Think back to February 2020. Your experience of church was decidedly analog. Aside from some media-savy evangelical and "ex-vangelical" movements, most religious organizations had yet to see the value in digital connection. Estimates vary, but it's assumed that more than half of all churches didn't have a website. Most weren't on social media. Many didn't have internet in their buildings.


Throughout COVID-19, we've learned what it means to worship, learn, pray, and practice our faith online. Our most pressing question is no longer how to "do" church online. While there are still incremental improvements to be made, most churches have risen to meet this season of digital distribution. Rather, all church leaders must now engage the question that lies just on the horizon, of what it means to be a "hybrid" church. Now is the time for church leaders to determine what it means to be a ministry that blends the online with the offline, the virtual with the face-to-face.


In response to this pressing question, authors Dave Daubert and Richard E.T. Jorgensen produced an accessible and compelling guide, "Becoming a Hybrid Church"($11.99 USD, available from Day 8 Strategies).
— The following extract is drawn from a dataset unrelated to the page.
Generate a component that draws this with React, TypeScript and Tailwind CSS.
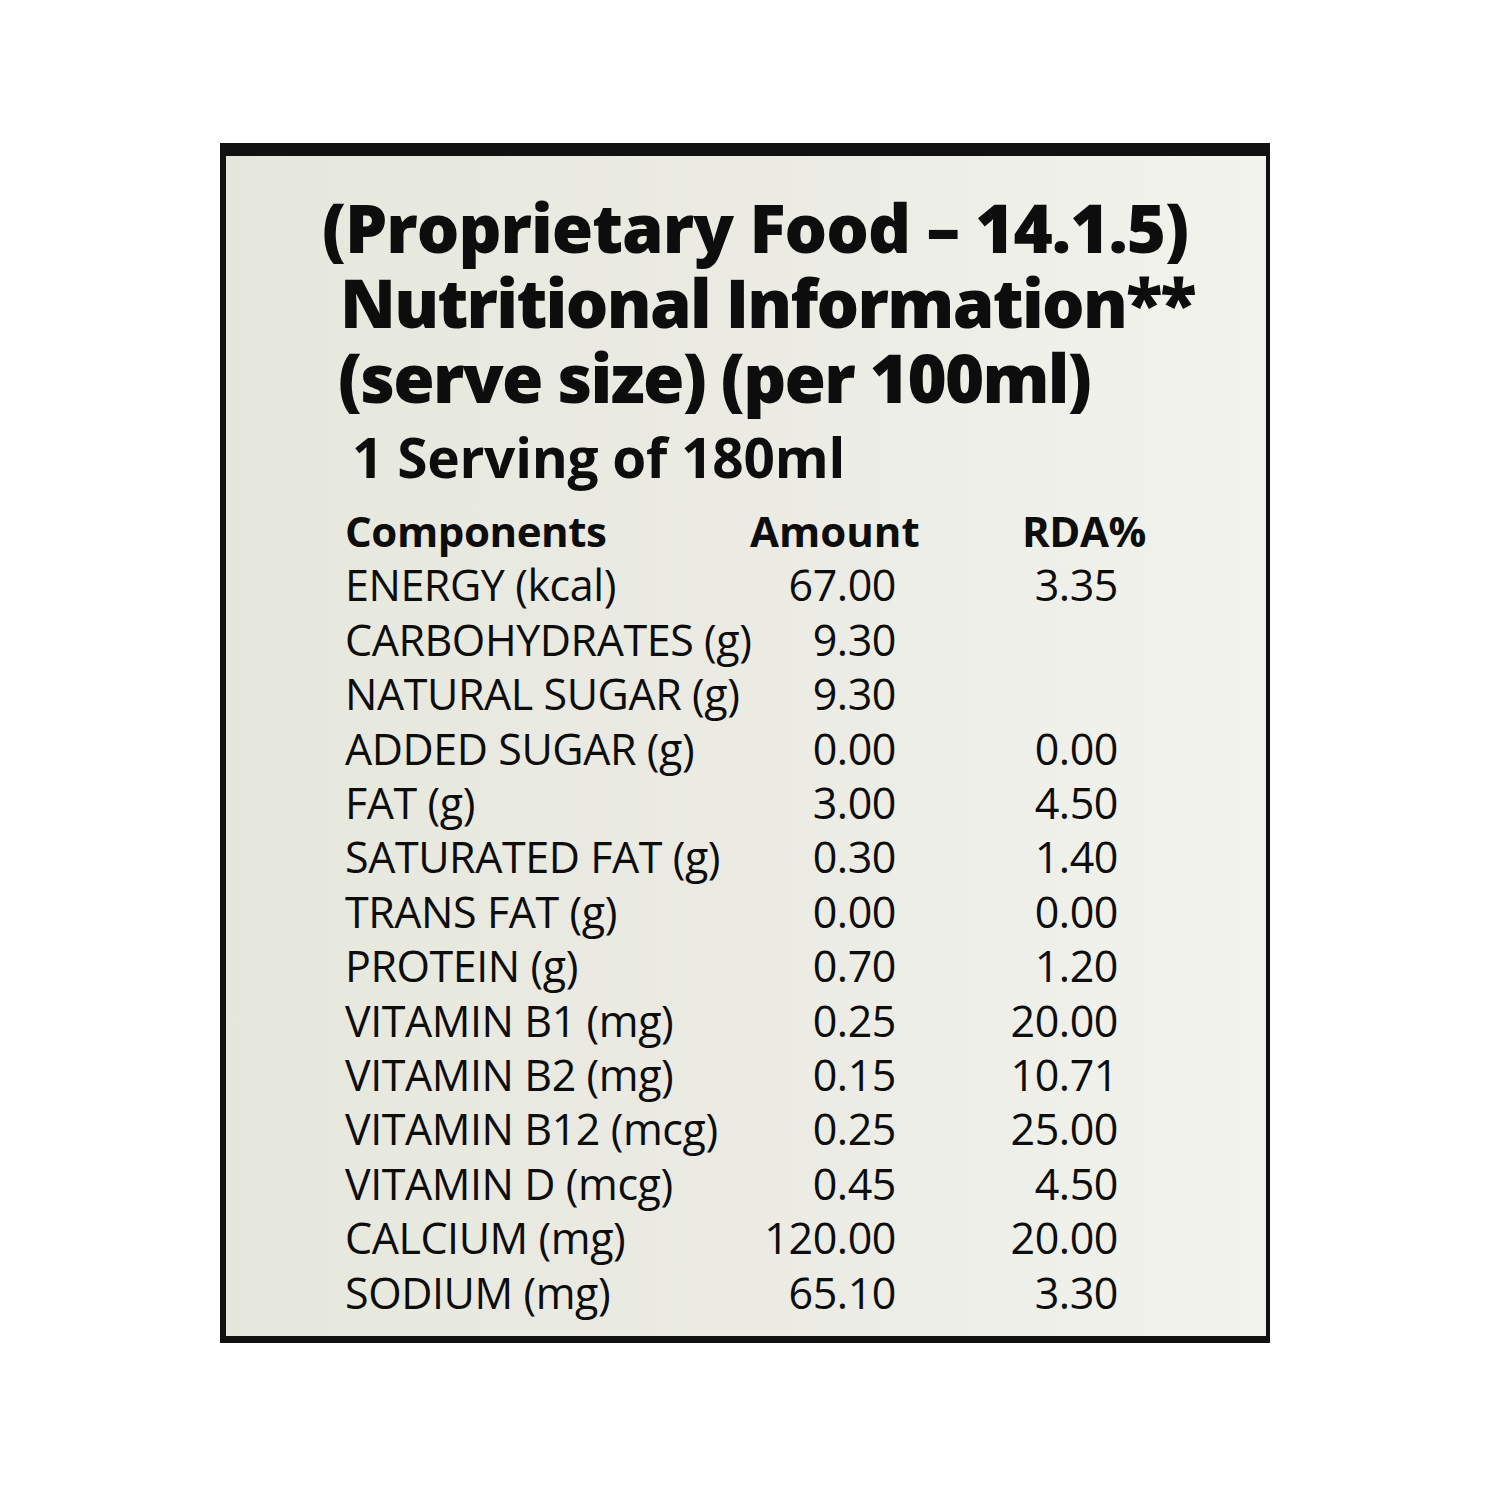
const rows: [string, string, string][] = [
  ["ENERGY (kcal)", "67.00", "3.35"],
  ["CARBOHYDRATES (g)", "9.30", ""],
  ["NATURAL SUGAR (g)", "9.30", ""],
  ["ADDED SUGAR (g)", "0.00", "0.00"],
  ["FAT (g)", "3.00", "4.50"],
  ["SATURATED FAT (g)", "0.30", "1.40"],
  ["TRANS FAT (g)", "0.00", "0.00"],
  ["PROTEIN (g)", "0.70", "1.20"],
  ["VITAMIN B1 (mg)", "0.25", "20.00"],
  ["VITAMIN B2 (mg)", "0.15", "10.71"],
  ["VITAMIN B12 (mcg)", "0.25", "25.00"],
  ["VITAMIN D (mcg)", "0.45", "4.50"],
  ["CALCIUM (mg)", "120.00", "20.00"],
  ["SODIUM (mg)", "65.10", "3.30"],
];

export default function App() {
  return (
    <div className="h-[1500px] w-[1500px] bg-white pt-[143px] pl-[220px] font-['Open_Sans',sans-serif] text-[#0d0d0d]">
      <div className="h-[1200px] w-[1050px] border-t-[13px] border-l-[6px] border-r-[4px] border-b-[7px] border-[#111] bg-gradient-to-r from-[#e6e7dc] via-[#ebebe4] to-[#f3f3ee] pl-[119px] pt-[34px]">
        <div className="text-[67px] font-extrabold leading-[75px]">
          <div className="-ml-[23px] whitespace-nowrap tracking-[-0.015em]">(Proprietary Food – 14.1.5)</div>
          <div className="-ml-[5px] whitespace-nowrap tracking-[-0.025em]">Nutritional Information**</div>
          <div className="-ml-[7px] whitespace-nowrap tracking-[-0.025em]">(serve size) (per 100ml)</div>
        </div>
        <div className="mt-[12px] ml-[7px] whitespace-nowrap text-[55px] font-bold leading-[60px] tracking-[-0.005em]">
          1 Serving of 180ml
        </div>
        <div className="mt-[17px] flex text-[42px] font-bold leading-[54.4px]">
          <div className="w-[405px] tracking-[-0.01em]">Components</div>
          <div className="w-[272px]">Amount</div>
          <div className="tracking-[-0.01em]">RDA%</div>
        </div>
        {rows.map(([name, amount, rda]) => (
          <div key={name} className="flex text-[43px] font-medium leading-[54.4px] tracking-[-0.01em]">
            <div className="w-[408px] whitespace-nowrap">{name}</div>
            <div className="w-[143px] text-right">{amount}</div>
            <div className="w-[222px] text-right">{rda}</div>
          </div>
        ))}
      </div>
    </div>
  );
}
Taking a collaborative approach, the book includes recommendations for hybrid worship, stewardship, spiritual practice, and other aspects of Christian ministry, alongside discussion starters and prompts for further discernment.
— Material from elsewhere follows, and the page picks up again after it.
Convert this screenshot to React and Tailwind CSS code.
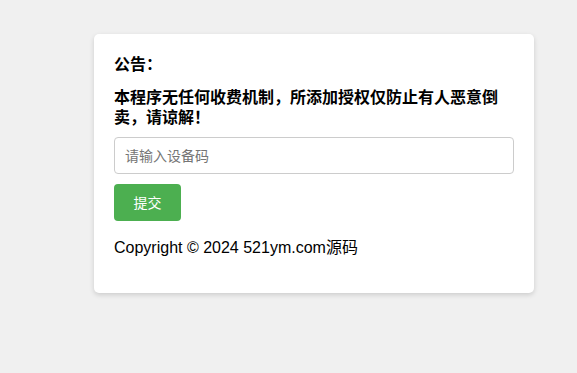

Daubert and Jorgensen's work is compelling in that it casts the church's digital vocation not as an "add-on" or "extra." For the authors, digital ministry is essential to Christian practice in a tech-shaped culture, one that church leaders ignore "at their own peril."


Accordingly, their ideas go well beyond superficial suggestions to add a dial-in to a meeting or position a web camera at the back of the sanctuary. Instead, their ideas are grounded in the conviction that there ought to be parity between the online and offline experience of church, that digital and face-to-face expressions of Christian community should afford equal levels of connection to God and to one another. This moment demands considerable thoughtfulness and intentionality, with collaborative processes inclusive of both lay and ordained leadership.


"Becoming a Hybrid Church" is at the leading edge of a new movement within the Christian tradition. Savvy church leaders would do well to actually use the conversation guides that conclude each chapter, just as they would do well to put many of the tactics explored within this book into practice. But as a church, we need more than the implementation of these ideas.


We need church leaders to share their experience in moving towards hybrid ministry. As you begin to discern what it means to be a hybrid church, as you begin to launch practices that will build the bridge between online and offline forms of Christian connection, you ought to consider sharing your stories. Document your findings. What works? What flops? What facilitates authentic connection, what facilitates meaningful faith practice? As I read this important work, my hope is that more church leaders will use it as a jumping-off point for sharing their own ideas. With the hope of widespread vaccinations in the coming months, the "new normal" of hybrid church is just around the corner. This moment needs our experiences and stories, shared publicly for the benefit of the broader church. Daubert and Jorgensen have teed up the conversation starters. It's up to all of us to engage the conversation.